Angelockt von der Aussicht auf ein unvergessliches Abenteuer mit Einschränkung der Pressefreiheit, Verhaftung, Leibesvisitation, Besuch eines Folterkellers und Konfiszierung der Kamera, musste er feststellen, dass die Chinesen offenbar auch nicht anders ticken als wir. Sie grinsten sogar, als er auf den Auslöser drückte und zu essen bekam er auch.

Nicht mal auf ein anständiges Feindbild ist mehr Verlass. Da würde es einen dann auch nicht mehr wundern, wenn die gelbe Invasion gar keine ist. Von wegen europäische Seidenstraße mit Haltestelle in Großlehna. Ein ganz normaler Neubau wird das…

 

1 Kommentar

  1. Na das geht ja vorwärts. Die paddeln ja, die Chinesen. Und schnell sind sie. Eine Woche nach der Mitteilung in der LVZ haben sie schon die gesamte ländliche Prominenz zum ersten Spatenstich zusammen getrommelt.
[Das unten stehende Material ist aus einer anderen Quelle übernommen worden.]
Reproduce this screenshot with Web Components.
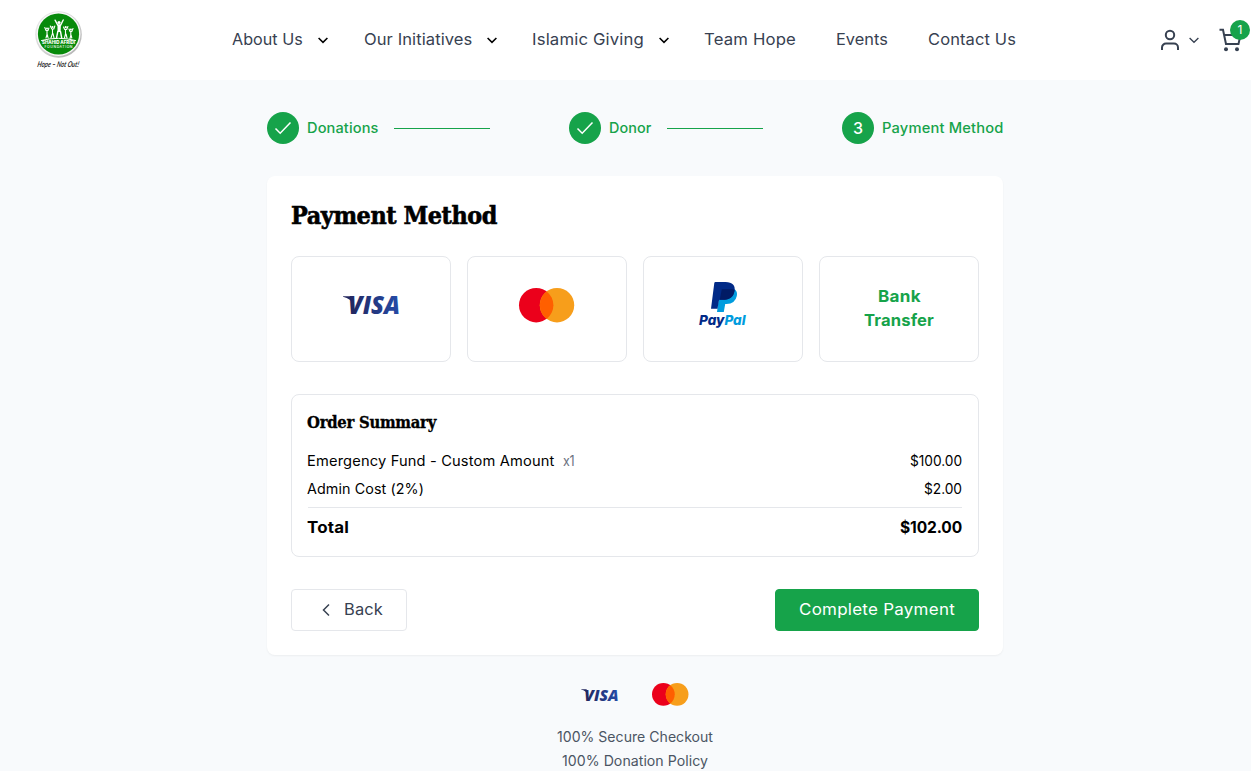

Die sind ja schneller als die brasilianischen Protonen-Kanonen schießen. Und die Baugenehmigung? Da könnten die Brasilianer Glück haben, die waren zu erst da und liegen bei der Baubehörde an erster Stelle. Obwohl, wenn der Antrag der Chinesen auf den Stapel gelegt wurde, sind die Brasilianer wieder zweiter. Na mal sehen wie das weiter geht.